Where Draw It Out® fits

If rushing appears alongside tightness, fatigue, or post-work discomfort, build a calmer daily care routine around observation first.

Use the Solution Finder to route the product decision, review the Prehabilitation guide for daily structure, and browse Draw It Out® Liniment Formats for topical support options.

Products do not replace training, saddle fit, farrier work, veterinary care, or good riding. They support the routine after you notice what the horse is showing you.

When to get help

Call your veterinarian if the rushing appears suddenly, comes with lameness, swelling, heat, back soreness, girth sensitivity, stumbling, reluctance to move forward, or a clear change in attitude.
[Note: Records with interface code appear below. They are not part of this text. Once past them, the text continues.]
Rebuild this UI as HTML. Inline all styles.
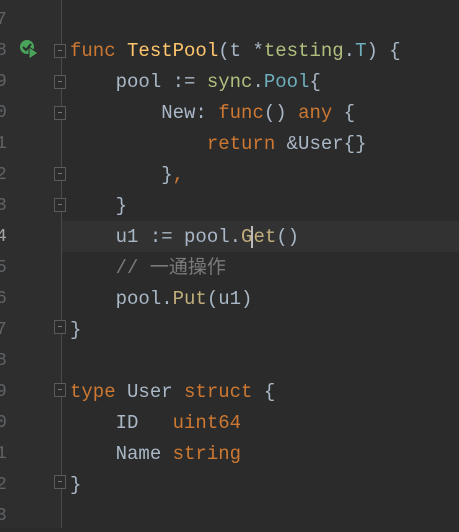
<!DOCTYPE html>
<html><head><meta charset="utf-8"><style>
html,body{margin:0;padding:0;}
body{width:459px;height:528px;background:#2b2b2b;position:relative;overflow:hidden;font-family:"Liberation Mono","Noto Sans CJK SC",monospace;font-size:19px;letter-spacing:0;}
.gut{position:absolute;left:0;top:0;width:61px;height:528px;background:#2e2e2e;}
.sep{position:absolute;left:61px;top:0;width:1px;height:528px;background:#4a4a4a;}
.ln{position:absolute;left:-4px;color:#606366;font-size:18px;line-height:31px;margin-top:2px;}
.l{position:absolute;left:70px;white-space:pre;line-height:31px;color:#a9b7c6;margin-top:2px;}
.hl{position:absolute;left:62px;width:397px;height:31px;background:#323232;}
.k{color:#cc7832}.f{color:#ffc66d}.p{color:#afbf7e}.t{color:#6fafbd}.c{color:#7a7a7a}.m{color:#c0ae7c}
.fold{position:absolute;left:54px;width:12px;height:14px;border:1px solid #5a5a5a;box-sizing:border-box;background:#2b2b2b;}
.fold:after{content:"";position:absolute;left:3px;top:5px;width:4px;height:1px;background:#777;}
</style></head><body>
<div class="gut"></div>
<div class="hl" style="top:221px"></div>
<div class="sep"></div>
<div class="ln" style="top:3px">7</div>
<div class="ln" style="top:34px">8</div>
<div class="ln" style="top:65px">9</div>
<div class="ln" style="top:96px">0</div>
<div class="ln" style="top:127px">1</div>
<div class="ln" style="top:158px">2</div>
<div class="ln" style="top:189px">3</div>
<div class="ln" style="top:220px;color:#a4a3a3">4</div>
<div class="ln" style="top:251px">5</div>
<div class="ln" style="top:282px">6</div>
<div class="ln" style="top:313px">7</div>
<div class="ln" style="top:344px">8</div>
<div class="ln" style="top:375px">9</div>
<div class="ln" style="top:406px">0</div>
<div class="ln" style="top:437px">1</div>
<div class="ln" style="top:468px">2</div>
<div class="ln" style="top:499px">3</div>
<svg style="position:absolute;left:18px;top:38px" width="22" height="22" viewBox="0 0 22 22"><circle cx="9" cy="9" r="7" fill="#4aa35b"/><path d="M5 9l3 3 5-6" stroke="#2b2b2b" stroke-width="2" fill="none"/><path d="M11 9l9 6-9 6z" fill="#4aa35b" stroke="#2b2b2b" stroke-width="1"/></svg>
<div class="fold" style="top:44px"></div>
<div class="fold" style="top:75px"></div>
<div class="fold" style="top:106px"></div>
<div class="fold" style="top:167px"></div>
<div class="fold" style="top:198px"></div>
<div class="fold" style="top:320px"></div>
<div class="fold" style="top:383px"></div>
<div class="fold" style="top:475px"></div>
<div class="l" style="top:34px"><span class="k">func</span> <span class="f">TestPool</span>(t *<span class="p">testing</span>.<span class="t">T</span>) {</div>
<div class="l" style="top:65px">    pool := <span class="p">sync</span>.<span class="t">Pool</span>{</div>
<div class="l" style="top:96px">        New: <span class="k">func</span>() <span class="k">any</span> {</div>
<div class="l" style="top:127px">            <span class="k">return</span> &amp;User{}</div>
<div class="l" style="top:158px">        }<span class="k">,</span></div>
<div class="l" style="top:189px">    }</div>
<div class="l" style="top:220px">    u1 := pool.<span class="m">G<span style="border-left:2px solid #bbb;margin-left:-1px">e</span>t</span>()</div>
<div class="l" style="top:251px"><span class="c">    // 一通操作</span></div>
<div class="l" style="top:282px">    pool.<span class="m">Put</span>(u1)</div>
<div class="l" style="top:313px">}</div>
<div class="l" style="top:375px"><span class="k">type</span> User <span class="k">struct</span> {</div>
<div class="l" style="top:406px">    ID   <span class="k">uint64</span></div>
<div class="l" style="top:437px">    Name <span class="k">string</span></div>
<div class="l" style="top:468px">}</div>
</body></html>
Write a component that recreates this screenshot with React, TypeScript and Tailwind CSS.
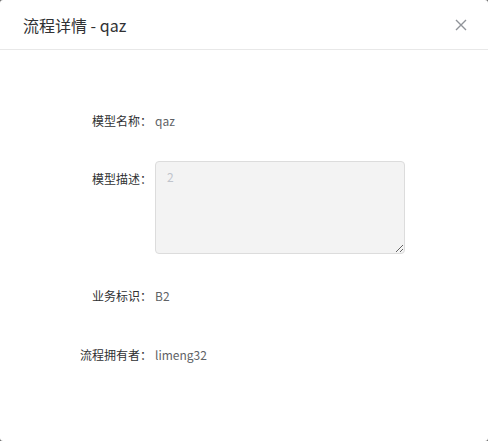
const FONT = '"Microsoft YaHei", "Noto Sans CJK SC", "Noto Sans", sans-serif'

const rows = [
  { label: '模型名称：', value: 'qaz' },
  { label: '业务标识：', value: 'B2' },
  { label: '流程拥有者：', value: 'limeng32' },
]

const CloseIcon = () => (
  <svg width="12" height="12" viewBox="0 0 12 12" fill="none">
    <path d="M1 1L11 11M11 1L1 11" stroke="#909399" strokeWidth="1.4" />
  </svg>
)

export default function App() {
  return (
    <div className="h-[441px] w-[488px] bg-[#6b6b6b]" style={{ fontFamily: FONT }}>
      <div className="flex h-full w-full flex-col rounded-[3px] bg-white">
        <div className="flex h-[50px] shrink-0 items-center justify-between border-b border-[#e8e8e8] pl-[23px] pr-[17px]">
          <span className="text-[16px] leading-6 text-[#303133]">流程详情 - qaz</span>
          <button className="flex h-5 w-5 items-center justify-center">
            <CloseIcon />
          </button>
        </div>

        <div className="flex flex-col pt-[61px] text-[12px] leading-5">
          <div className="flex">
            <div className="w-[152px] shrink-0 text-right text-[#303133]">{rows[0].label}</div>
            <div className="ml-[3px] text-[#606266]">{rows[0].value}</div>
          </div>

          <div className="mt-[30px] flex">
            <div className="w-[152px] shrink-0 pt-[8px] text-right text-[#303133]">模型描述：</div>
            <textarea
              readOnly
              value="2"
              className="ml-[3px] h-[93px] w-[250px] resize rounded-[4px] border border-[#dcdcdc] bg-[#f3f3f3] px-[11px] py-[5px] text-[12px] leading-5 text-[#c0c4cc] outline-none"
            />
          </div>

          <div className="mt-[32px] flex">
            <div className="w-[152px] shrink-0 text-right text-[#303133]">{rows[1].label}</div>
            <div className="ml-[3px] text-[#606266]">{rows[1].value}</div>
          </div>

          <div className="mt-[39px] flex">
            <div className="w-[152px] shrink-0 text-right text-[#303133]">{rows[2].label}</div>
            <div className="ml-[3px] text-[#606266]">{rows[2].value}</div>
          </div>
        </div>
      </div>
    </div>
  )
}
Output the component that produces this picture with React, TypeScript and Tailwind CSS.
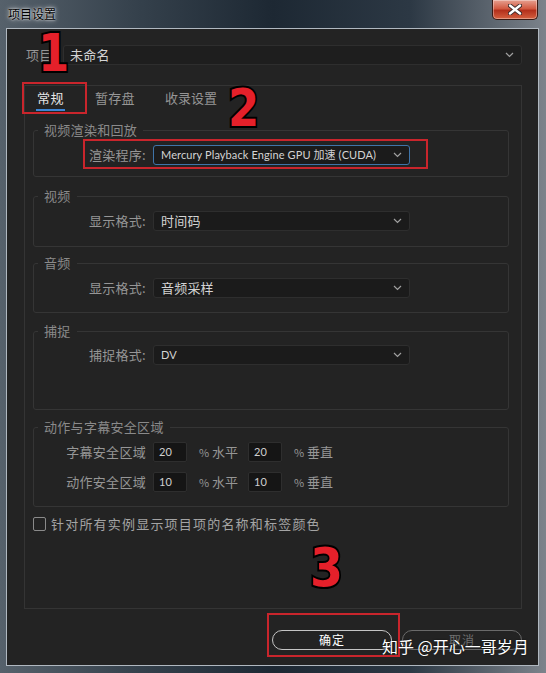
import React from "react";

const Chevron = () => (
  <svg width="9" height="6" viewBox="0 0 9 6">
    <path d="M1 1l3.5 3.5L8 1" stroke="#a0a0a0" strokeWidth="1.2" fill="none" />
  </svg>
);

function Select({ value, width, blue, latin }: { value: string; width: string; blue?: boolean; latin?: boolean }) {
  return (
    <div
      className={`flex items-center justify-between ${width} h-[20px] rounded-[3px] border ${
        blue ? "border-[#3f74a8]" : "border-[#2e2e2e]"
      } bg-[#1b1b1b] pl-[7px] pr-[7px]`}
    >
      <span
        className={`${
          latin ? "font-['Lato','Noto_Sans_CJK_SC',sans-serif] text-[11px] tracking-[0.1px]" : "text-[13px] tracking-[0.2px]"
        } leading-[16px] text-[#d4d4d4] whitespace-nowrap`}
      >
        {value}
      </span>
      <Chevron />
    </div>
  );
}

function Group({ title, height, mt, children }: { title: string; height: string; mt: string; children: React.ReactNode }) {
  return (
    <fieldset className={`${mt} ${height} border border-[#353535] rounded-[3px]`}>
      <legend className="ml-[4px] px-[6px] text-[13px] leading-[16px] tracking-[0.3px] text-[#8a8a8a]">{title}</legend>
      {children}
    </fieldset>
  );
}

function Label({ text }: { text: string }) {
  return <div className="w-[112px] text-right text-[13px] leading-[16px] tracking-[0.3px] text-[#969696] whitespace-nowrap">{text}</div>;
}

function NumInput({ v }: { v: string }) {
  return (
    <div className="w-[34px] h-[20px] rounded-[2px] border border-[#2e2e2e] bg-[#151515] pl-[5px] flex items-center font-['Lato',sans-serif] text-[11px] text-[#d0d0d0]">
      {v}
    </div>
  );
}

function SafeRow({ label, a, b, mt }: { label: string; a: string; b: string; mt: string }) {
  return (
    <div className={`flex items-center ${mt}`}>
      <Label text={label} />
      <div className="ml-[7px]">
        <NumInput v={a} />
      </div>
      <div className="ml-[12px] w-[38px] text-[13px] leading-[16px] text-[#969696] whitespace-nowrap">
        <span className="text-[11px]">%</span> 水平
      </div>
      <div className="ml-[11px]">
        <NumInput v={b} />
      </div>
      <div className="ml-[12px] text-[13px] leading-[16px] text-[#969696] whitespace-nowrap">
        <span className="text-[11px]">%</span> 垂直
      </div>
    </div>
  );
}

const digitCls =
  "absolute font-['DejaVu_Sans',sans-serif] font-bold leading-none text-[#e5202a] [-webkit-text-stroke:4px_#000] [paint-order:stroke_fill] scale-x-[0.88] origin-left";

export default function App() {
  return (
    <div className="relative w-[546px] h-[673px] overflow-hidden bg-[linear-gradient(90deg,#56616b_0%,#35414c_25%,#1d2833_50%,#2c3844_75%,#7c838b_100%)] font-['Noto_Sans_CJK_SC',sans-serif]">
      {/* title bar */}
      <div className="h-[28px] flex items-start justify-between pl-[8px] pr-[8px]">
        <div className="pt-[6px] text-[12px] leading-[16px] text-black [text-shadow:0_0_5px_rgba(255,255,255,0.95),0_0_2px_rgba(255,255,255,0.95)]">
          项目设置
        </div>
        <div className="w-[46px] h-[20px] rounded-b-[5px] border border-t-0 border-[#3a1a14] bg-[linear-gradient(180deg,#e6a090_0%,#d25a42_45%,#b3301c_55%,#d5603f_100%)] shadow-[inset_0_0_0_1px_rgba(255,255,255,0.35)] flex items-center justify-center">
          <svg width="14" height="11" viewBox="0 0 14 11">
            <path d="M2 1.5l10 8M12 1.5l-10 8" stroke="#3a2a2a" strokeWidth="4.2" strokeLinecap="round" />
            <path d="M2 1.5l10 8M12 1.5l-10 8" stroke="#ffffff" strokeWidth="2.4" strokeLinecap="round" />
          </svg>
        </div>
      </div>

      {/* content */}
      <div className="ml-[6px] mr-[7px] h-[638px] bg-[#232323] border border-[#b0b8c0] flex flex-col">
        {/* project row */}
        <div className="mt-[16px] flex items-center">
          <div className="ml-[19px] w-[37px] text-[13px] leading-[16px] tracking-[0.3px] text-[#969696]">项目</div>
          <div className="flex items-center justify-between w-[459px] h-[20px] rounded-[3px] border border-[#2e2e2e] bg-[#1e1e1e] pl-[6px] pr-[7px]">
            <span className="text-[13px] leading-[16px] tracking-[0.2px] text-[#d4d4d4]">未命名</span>
            <Chevron />
          </div>
        </div>

        {/* tab box */}
        <div className="mt-[20px] ml-[17px] mr-[16px] h-[524px] border border-[#343434] flex flex-col">
          <div className="flex gap-[30px] pl-[11px] pt-[4px]">
            <div className="flex flex-col items-center">
              <span className="text-[13px] leading-[16px] tracking-[0.5px] text-[#e6e6e6]">常规</span>
              <div className="mt-[3px] h-[2px] w-[29px] bg-[#3d86d6]" />
            </div>
            <div className="flex flex-col items-center">
              <span className="text-[13px] leading-[16px] tracking-[0.3px] text-[#969696]">暂存盘</span>
              <div className="mt-[3px] h-[2px]" />
            </div>
            <div className="flex flex-col items-center">
              <span className="text-[13px] leading-[16px] tracking-[0px] text-[#969696]">收录设置</span>
              <div className="mt-[3px] h-[2px]" />
            </div>
          </div>

          <div className="ml-[8px] mr-[12px] flex flex-col">
            <Group title="视频渲染和回放" height="h-[55px]" mt="mt-[11px]">
              <div className="flex items-center mt-[7px]">
                <Label text="渲染程序:" />
                <div className="ml-[7px]">
                  <Select value="Mercury Playback Engine GPU 加速 (CUDA)" width="w-[257px]" blue latin />
                </div>
              </div>
            </Group>

            <Group title="视频" height="h-[59px]" mt="mt-[11px]">
              <div className="flex items-center mt-[7px]">
                <Label text="显示格式:" />
                <div className="ml-[7px]">
                  <Select value="时间码" width="w-[257px]" />
                </div>
              </div>
            </Group>

            <Group title="音频" height="h-[58px]" mt="mt-[8px]">
              <div className="flex items-center mt-[7px]">
                <Label text="显示格式:" />
                <div className="ml-[7px]">
                  <Select value="音频采样" width="w-[257px]" />
                </div>
              </div>
            </Group>

            <Group title="捕捉" height="h-[87px]" mt="mt-[10px]">
              <div className="flex items-center mt-[6px]">
                <Label text="捕捉格式:" />
                <div className="ml-[7px]">
                  <Select value="DV" width="w-[257px]" latin />
                </div>
              </div>
            </Group>

            <Group title="动作与字幕安全区域" height="h-[88px]" mt="mt-[9px]">
              <SafeRow label="字幕安全区域" a="20" b="20" mt="mt-[7px]" />
              <SafeRow label="动作安全区域" a="10" b="10" mt="mt-[10px]" />
            </Group>
          </div>

          <div className="mt-[9px] ml-[8px] flex items-center gap-[5px]">
            <div className="w-[13px] h-[14px] border-[1.5px] border-[#8a8a8a] rounded-[2px]" />
            <span className="text-[13px] leading-[16px] tracking-[1.2px] text-[#a4a4a4] whitespace-nowrap">
              针对所有实例显示项目项的名称和标签颜色
            </span>
          </div>
        </div>

        {/* buttons */}
        <div className="mt-[21px] mr-[16px] flex justify-end gap-[10px]">
          <div className="w-[120px] h-[20px] rounded-full border border-[#c4c4c4] flex items-center justify-center text-[12px] leading-[16px] tracking-[1px] text-white">
            确定
          </div>
          <div className="w-[120px] h-[20px] rounded-full border border-[#6a6a6a] flex items-center justify-center text-[12px] leading-[16px] tracking-[1px] text-[#707070]">
            取消
          </div>
        </div>
      </div>

      {/* annotation overlays */}
      <div className="absolute left-[22px] top-[82px] w-[65px] h-[32px] border-2 border-[#c9252c]" />
      <div className="absolute left-[83px] top-[139px] w-[345px] h-[30px] border-2 border-[#c9252c]" />
      <div className="absolute left-[267px] top-[613px] w-[133px] h-[44px] border-2 border-[#c9252c]" />

      <div className={`${digitCls} left-[38px] top-[28px] text-[51px]`}>1</div>
      <div className={`${digitCls} left-[228px] top-[83px] text-[51px]`}>2</div>
      <div className={`${digitCls} left-[310px] top-[541px] text-[54px]`}>3</div>

      <div className="absolute left-[382px] top-[636px] text-[16px] leading-[20px] text-white whitespace-nowrap [text-shadow:0_0_2px_rgba(0,0,0,0.6)]">
        知乎 @开心一哥岁月
      </div>
    </div>
  );
}
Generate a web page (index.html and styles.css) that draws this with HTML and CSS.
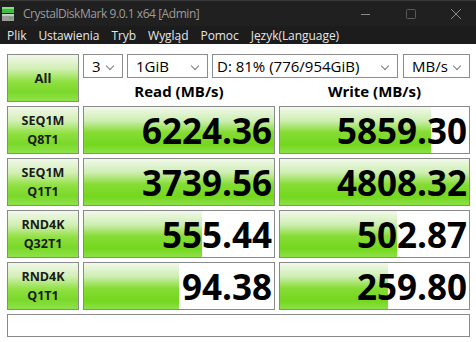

Bring in a qualified trainer when the pattern is consistent, escalating, or tied to rider timing. Bring in a saddle fitter when rushing appears with sweat marks, dry spots, back soreness, girth issues, or behavior during saddling.

Related Real Rider Resource reads

For nearby rider-awareness patterns, read Horse Drops a Shoulder in Turns, Horse Drifts Through Turns, and Horse Gets Gate Sour.

FAQ: Horses rushing after transitions

Why does my horse rush after transitions?

Common causes include anticipation, imbalance, rider timing, excess energy, discomfort, tack pressure, fatigue, or confusion about the cue.

Is rushing a training problem or pain problem?

It can be either. Start by checking the pattern, body comfort, tack, feet, fitness, and rider timing before deciding it is only attitude or only training.

What should I do first when my horse rushes?

Make the exercise smaller. Work transitions within the gait, prepare earlier, reward waiting, and avoid drilling the same rushed cue over and over.

Can rider timing make rushing worse?

Yes. Bracing, leaning forward, late corrections, unclear leg and hand signals, or releasing when the horse speeds up can reinforce the pattern.

When should I call a professional?

Call a veterinarian for sudden changes, soreness, lameness, swelling, heat, stumbling, or pain signs. Call a trainer or saddle fitter when the pattern repeats despite a careful routine.